Wednesday, March 7, 2012

Confessions from a "Closet Print Reader"

The time has come to confess a weakness in my character. Here I am, an author of nine novels, four novellas, and three anthologies, and while I am in awe of the opportunity to have a dream come true, I'm not 100% satisfied.  I am conflicted and feel guilty.

Each book was born as an eBook, and is now available on all manner and kinds of electronic readers and numerous eBook sites. If it weren't for small presses, sometimes called ePresses, I feel certain I would not be published. So, why all the guilt?

Because I still want all of my eBooks in print. Somehow, someway, someday...I hope to make this happen. My creations are scattered among several publishers (I'll skip over how this happened). Each publisher has a different plan for publishing prints for their contracted authors. Yes, as many publishers I have, there are that many different plans.

Of my nine full-length novels, five are in print. The remaining four are not yet, but a major goal for me is to have those in print, too.

What is important is my need to talk about loving prints, even though I own  Kindle and don't want to give it up. But honestly, it's just not the same. I've heard all the arguments on the side of  eBooks, and I do understand each and every one. Still, prints hold a place in my heart.

Last night I finished a western collection of short stories by Jory Sherman. I loved his writing and the stories are memorable. Now, I'm reading The Violin, an intriguing story by Sarah J. McNeal. Both of these are on my Kindle.

Yet, I have two books on Hold at my public library.

Home Front by Kristin Hannah. I eagerly awaited this newest release from one of my favorite authors, and found it on Amazon the day it was released. But because the eBook was $12.95, I did not buy it. I wasn't upset; I was secretly thrilled. Why? Because I can get the print at my library! I watch my Inbox every day for a message: "The book you have on Hold is now available." Yea!

At the time I placed Home Front on Hold, I asked the librarian to order a second one: Death, Island Style by Maggie Toussaint. Whichever I get first will be fine. I can't wait.

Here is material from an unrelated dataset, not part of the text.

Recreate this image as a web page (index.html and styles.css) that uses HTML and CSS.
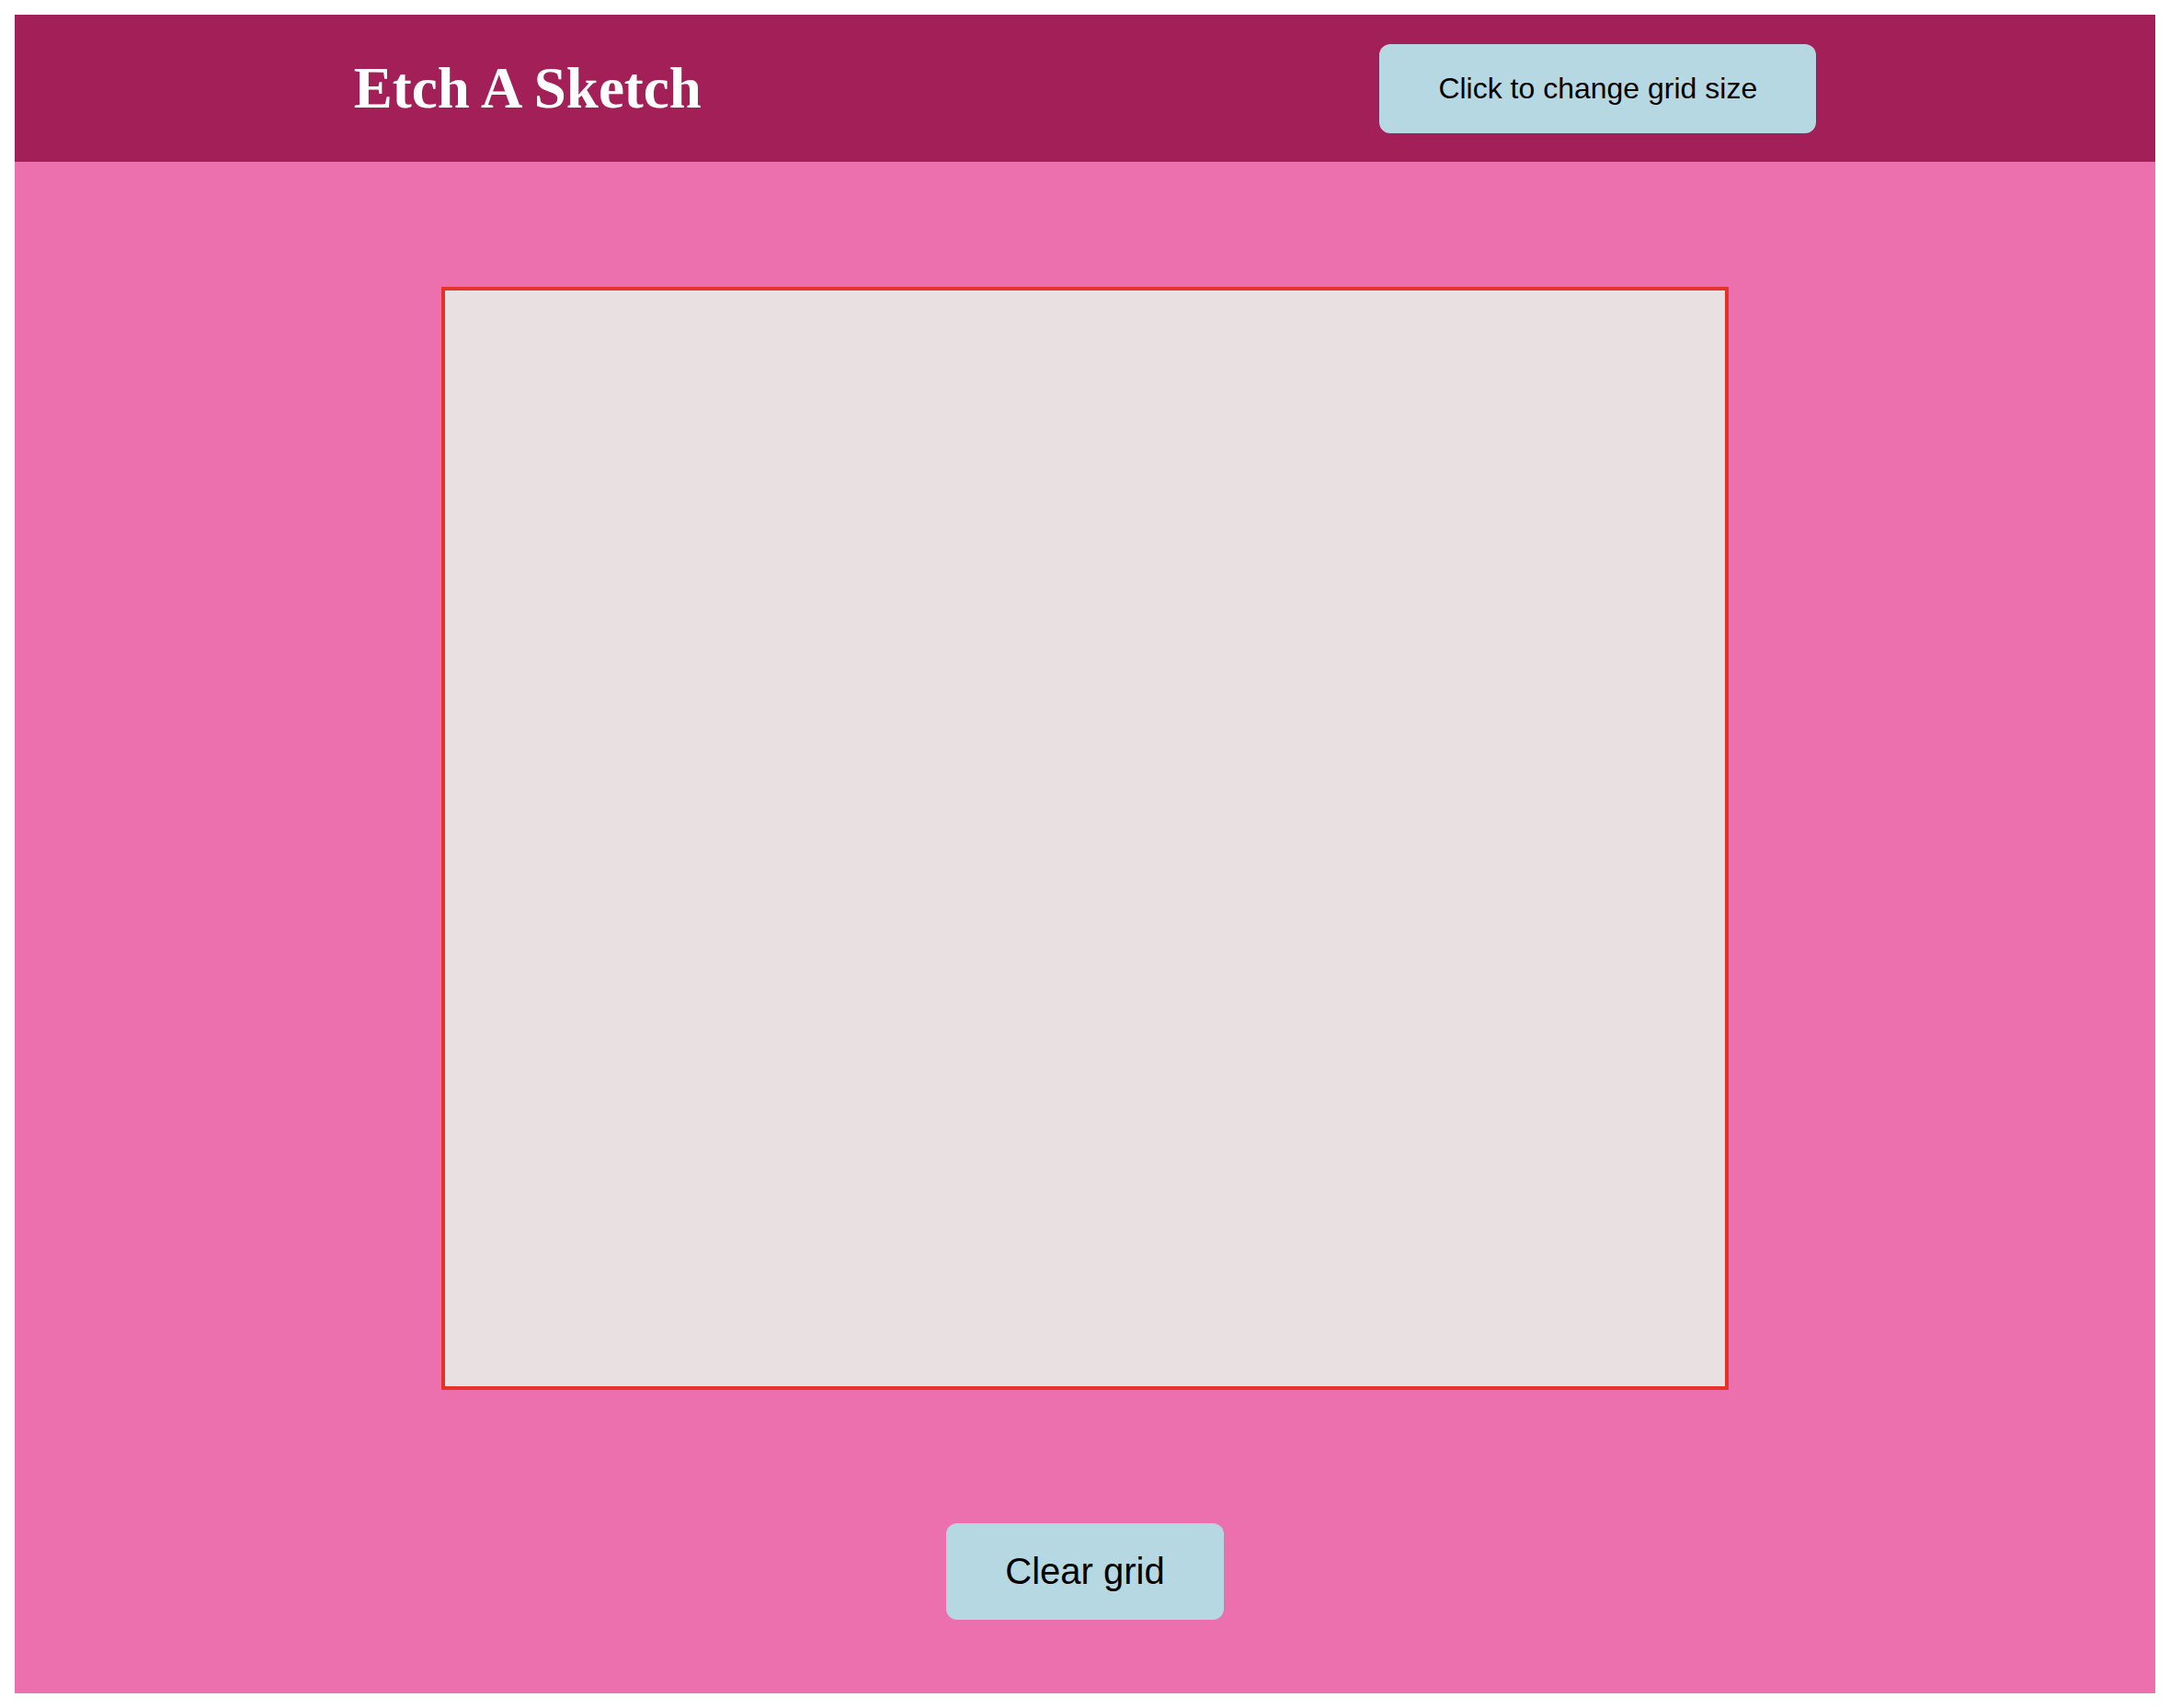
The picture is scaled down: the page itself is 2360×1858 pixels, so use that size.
FILE: index.html
```
<!DOCTYPE html>
<html lang="en">
<head>
<meta charset="utf-8">
<title>Etch A Sketch</title>
<link rel="stylesheet" href="styles.css">
</head>
<body>
<div class="page">
  <header class="topbar">
    <h1 class="title">Etch A Sketch</h1>
    <button class="btn btn-size">Click to change grid size</button>
  </header>
  <main class="board">
    <div class="grid"></div>
    <button class="btn btn-clear">Clear grid</button>
  </main>
</div>
</body>
</html>
```
FILE: styles.css
```
* { box-sizing: border-box; }
html, body { background: #ffffff; }
body {
  margin: 16px;
  font-family: "Liberation Sans", Arial, sans-serif;
}
.page {
  height: 1826px;
  display: flex;
  flex-direction: column;
  background: #ec70ae;
}
.topbar {
  height: 160px;
  flex: none;
  background: #a21f57;
  display: flex;
  align-items: center;
  justify-content: space-around;
}
.title {
  margin: 0;
  font-family: "Liberation Serif", "Times New Roman", serif;
  font-weight: 700;
  font-size: 63px;
  color: #ffffff;
  line-height: 1.15;
}
.btn {
  border: none;
  background: #b6d8e3;
  color: #000000;
  font-family: "Liberation Sans", Arial, sans-serif;
  padding: 30px 64px;
  border-radius: 12px;
  line-height: normal;
}
.btn-size { font-size: 32px; }
.btn-clear { font-size: 40px; }
.board {
  flex: 1;
  display: flex;
  flex-direction: column;
  align-items: center;
  padding-top: 136px;
  gap: 145px;
}
.grid {
  width: 1400px;
  height: 1200px;
  background: #e9e0e1;
  border: 4px solid #e5332a;
}
```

Celia Yeary-Romance...and a little bit 'o Texas    


  1. I never read print books anymore, only eBooks. The only reason I like a print book if it is one I need to study, but if it's one for enjoyment, I want an eBook. I do understand wanting your books in print though. I have readers who've asked if Last Resort and Southern Superstitions are in print, and I have to say no, only in electronic formats. At least you do have five in print. Blessings, BJ

  2. I so agree about wanting to have your own books in print - even though my own reading is now (mainly) confined to my Kindle. Holding your own book in your hands, and seeing it on your bookshelf, is a thousand times more satisfying than seeing it on a computer screen or an e-reader. In addition, here in the UK, we're only just starting to catch up with the e-book revolution and 90% of my friends and contacts still want printed (and signed!) copies of my books. I would have lost a lot of sales if my books were only in e-format.

  3. BJ-More and more, I'm reading from the Kindle. I think because it's so convenient and handy. Pull up Amazon--or whereever, and click away. Tooooo easy.
    I must have the others in print. My reader base here in town won't read anything else. Most are older people, and do not want anything to do with an ereader--bless their hearts.
    Like you, I do have others out there asking about the print. We forget that the majority of the reading public choose prints. We are in our own little internet world, and I often have to stop and think...wait...most people out there have no idea what I'm doing or how.
    Thanks for you comment!

  4. PAULA--the satisfaction is the thing. I agree with you completely about having our own books in print.
    The ereader revolution is slow to reach the masses. We think everyone can see how to buy and use a Kindle...but we have to remember how many people are out there who don't even own a computer! Hard to believe, but true.
    It is true, though, that we make more per ebook--that is unless we sell them ourselve. That's where I've made some nice amounts--but it depends on the author discount. One publisher gives us a 50% discount, and when I sell the print for the regular price, I can make 5-6 dollars on one books. You can't beat that. But this publisher is a rare thing!